• The task: Please retype the data in full and exactly; the pictures are not part of the copy.

***

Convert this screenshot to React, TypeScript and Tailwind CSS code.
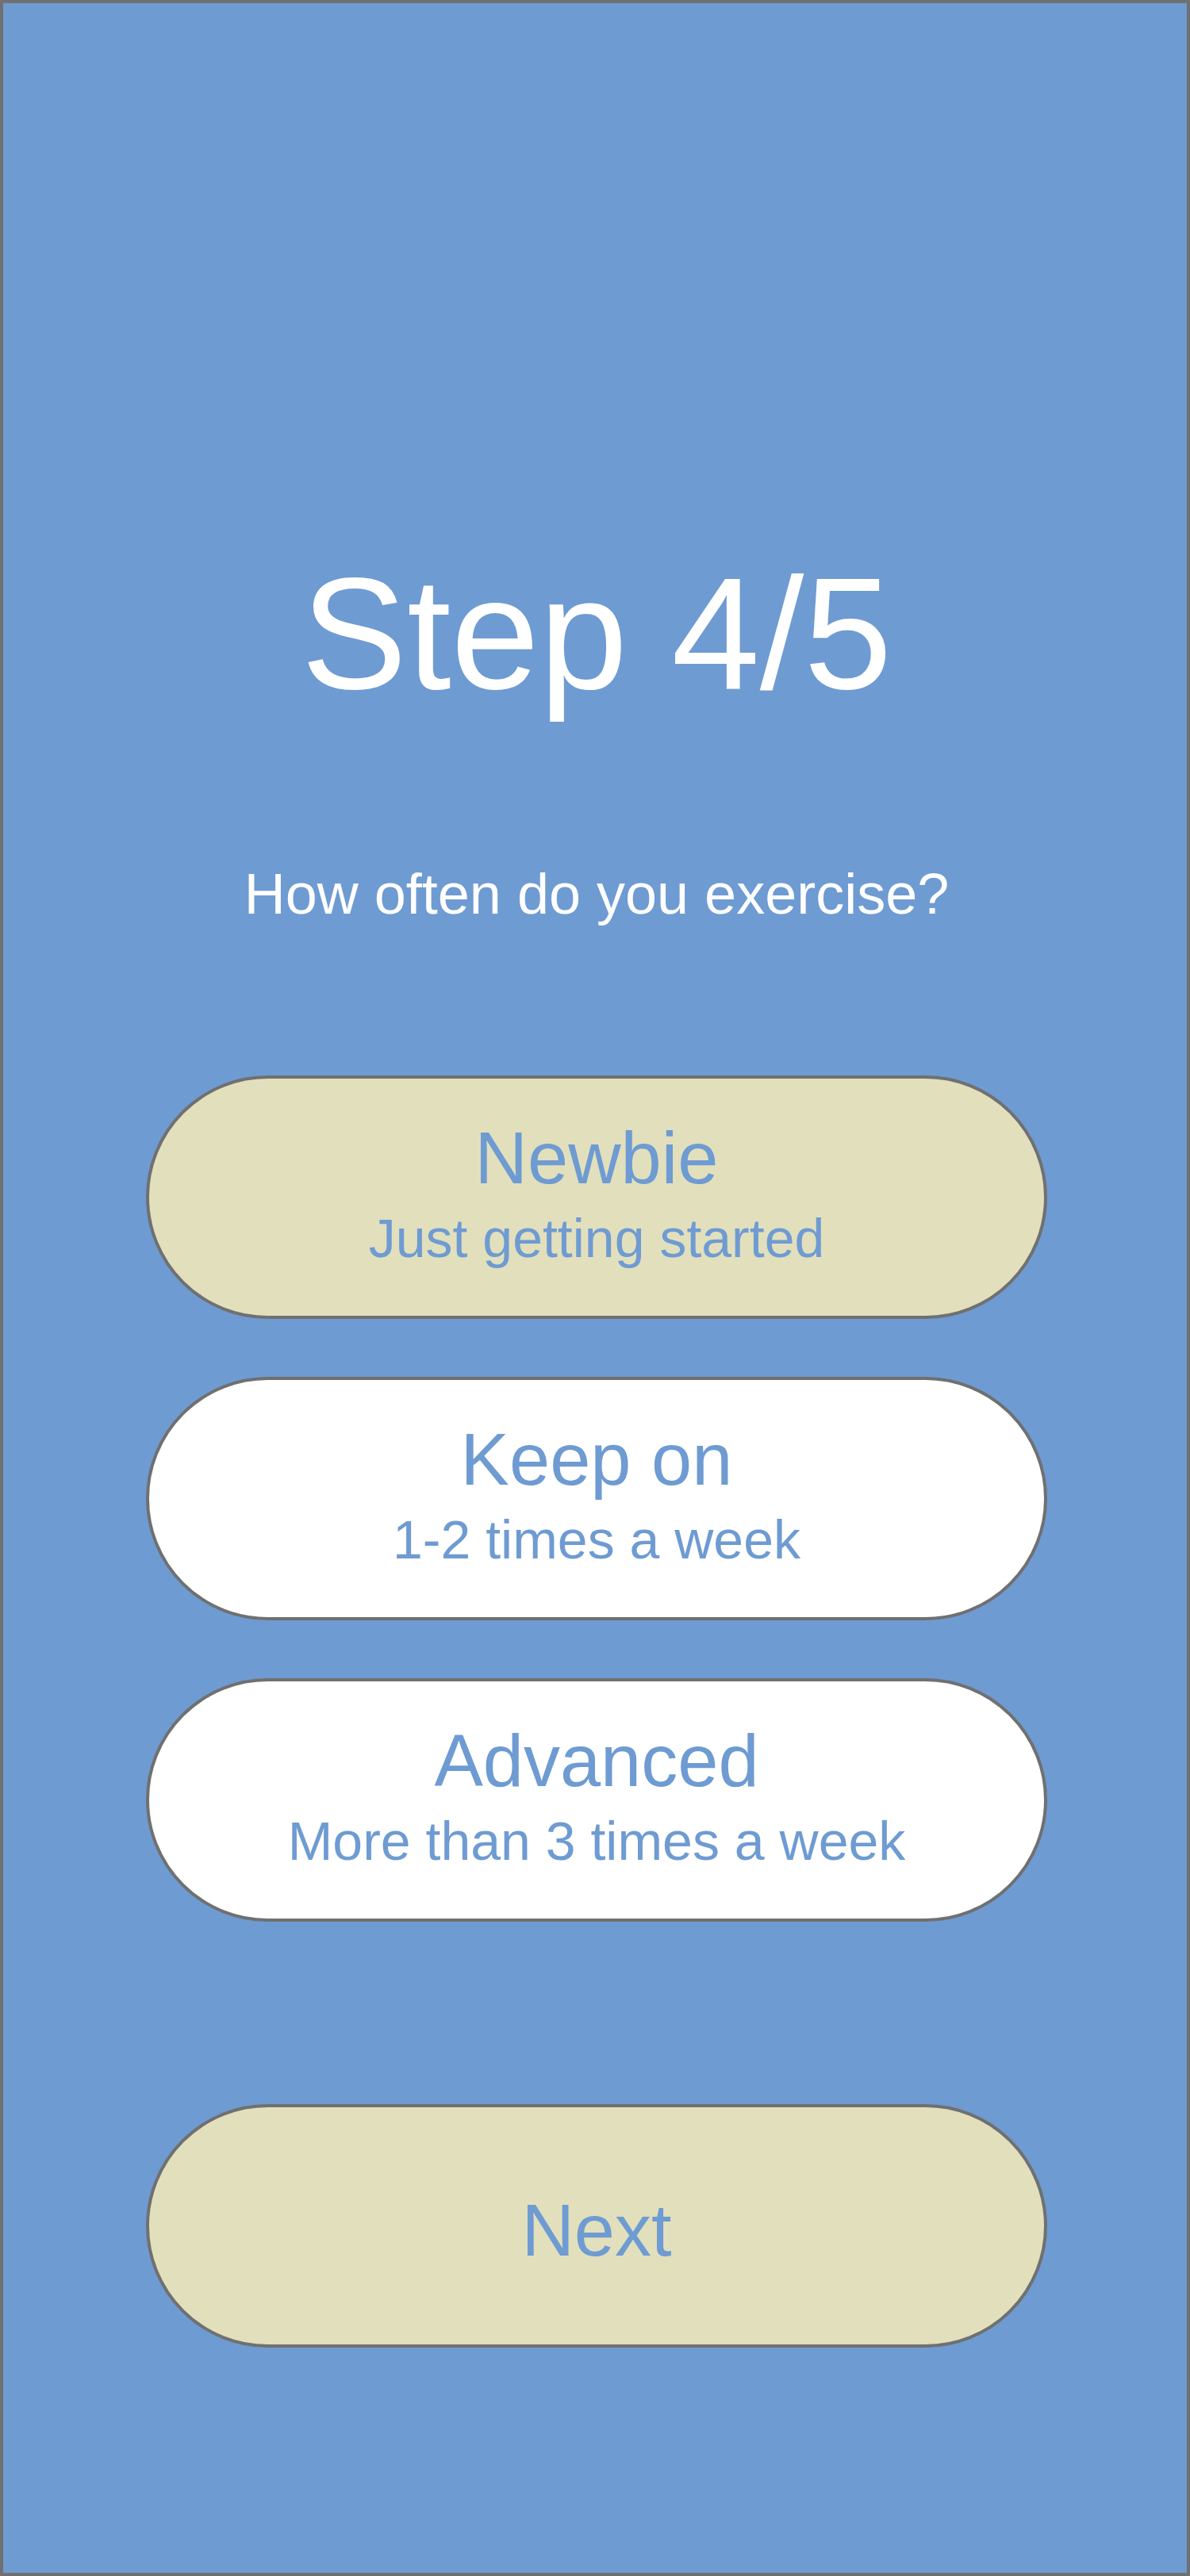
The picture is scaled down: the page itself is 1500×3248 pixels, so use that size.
import React from 'react';

const options = [
  { title: 'Newbie', sub: 'Just getting started', selected: true },
  { title: 'Keep on', sub: '1-2 times a week', selected: false },
  { title: 'Advanced', sub: 'More than 3 times a week', selected: false },
];

function OptionButton({ title, sub, selected }: { title: string; sub: string; selected: boolean }) {
  return (
    <button
      className={`flex h-[307px] w-[1136px] flex-col items-center rounded-full border-4 border-[#707070] pt-[40px] text-[#6e9bd2] ${
        selected ? 'bg-[#e2dfbd]' : 'bg-white'
      }`}
    >
      <span className="text-[92px] leading-[120px]">{title}</span>
      <span className="text-[68px] leading-[82px]">{sub}</span>
    </button>
  );
}

export default function App() {
  return (
    <div
      className="flex h-[3248px] w-[1500px] flex-col items-center border-4 border-[#707070] bg-[#6e9bd2] pt-[695px]"
      style={{ fontFamily: '"Liberation Sans", Arial, sans-serif' }}
    >
      <h1 className="ml-[4px] text-[200px] leading-[200px] text-white">Step 4/5</h1>
      <p className="ml-[4px] mt-[192px] text-[72px] leading-[72px] text-white">How often do you exercise?</p>

      <div className="ml-[4px] mt-[193px] flex flex-col gap-[73px]">
        {options.map((o) => (
          <OptionButton key={o.title} {...o} />
        ))}
      </div>

      <button className="ml-[4px] mt-[230px] flex h-[307px] w-[1136px] items-center justify-center rounded-full border-4 border-[#707070] bg-[#e2dfbd] pt-[10px] text-[92px] leading-[110px] text-[#6e9bd2]">
        Next
      </button>
    </div>
  );
}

***

• Solved problem:
Convert this screenshot to React, TypeScript and Tailwind CSS code.
The picture is scaled down: the page itself is 1500×3248 pixels, so use that size.
import React from 'react';

const options = [
  { title: 'Newbie', sub: 'Just getting started', selected: true },
  { title: 'Keep on', sub: '1-2 times a week', selected: false },
  { title: 'Advanced', sub: 'More than 3 times a week', selected: false },
];

function OptionButton({ title, sub, selected }: { title: string; sub: string; selected: boolean }) {
  return (
    <button
      className={`flex h-[307px] w-[1136px] flex-col items-center rounded-full border-4 border-[#707070] pt-[40px] text-[#6e9bd2] ${
        selected ? 'bg-[#e2dfbd]' : 'bg-white'
      }`}
    >
      <span className="text-[92px] leading-[120px]">{title}</span>
      <span className="text-[68px] leading-[82px]">{sub}</span>
    </button>
  );
}

export default function App() {
  return (
    <div
      className="flex h-[3248px] w-[1500px] flex-col items-center border-4 border-[#707070] bg-[#6e9bd2] pt-[695px]"
      style={{ fontFamily: '"Liberation Sans", Arial, sans-serif' }}
    >
      <h1 className="ml-[4px] text-[200px] leading-[200px] text-white">Step 4/5</h1>
      <p className="ml-[4px] mt-[192px] text-[72px] leading-[72px] text-white">How often do you exercise?</p>

      <div className="ml-[4px] mt-[193px] flex flex-col gap-[73px]">
        {options.map((o) => (
          <OptionButton key={o.title} {...o} />
        ))}
      </div>

      <button className="ml-[4px] mt-[230px] flex h-[307px] w-[1136px] items-center justify-center rounded-full border-4 border-[#707070] bg-[#e2dfbd] pt-[10px] text-[92px] leading-[110px] text-[#6e9bd2]">
        Next
      </button>
    </div>
  );
}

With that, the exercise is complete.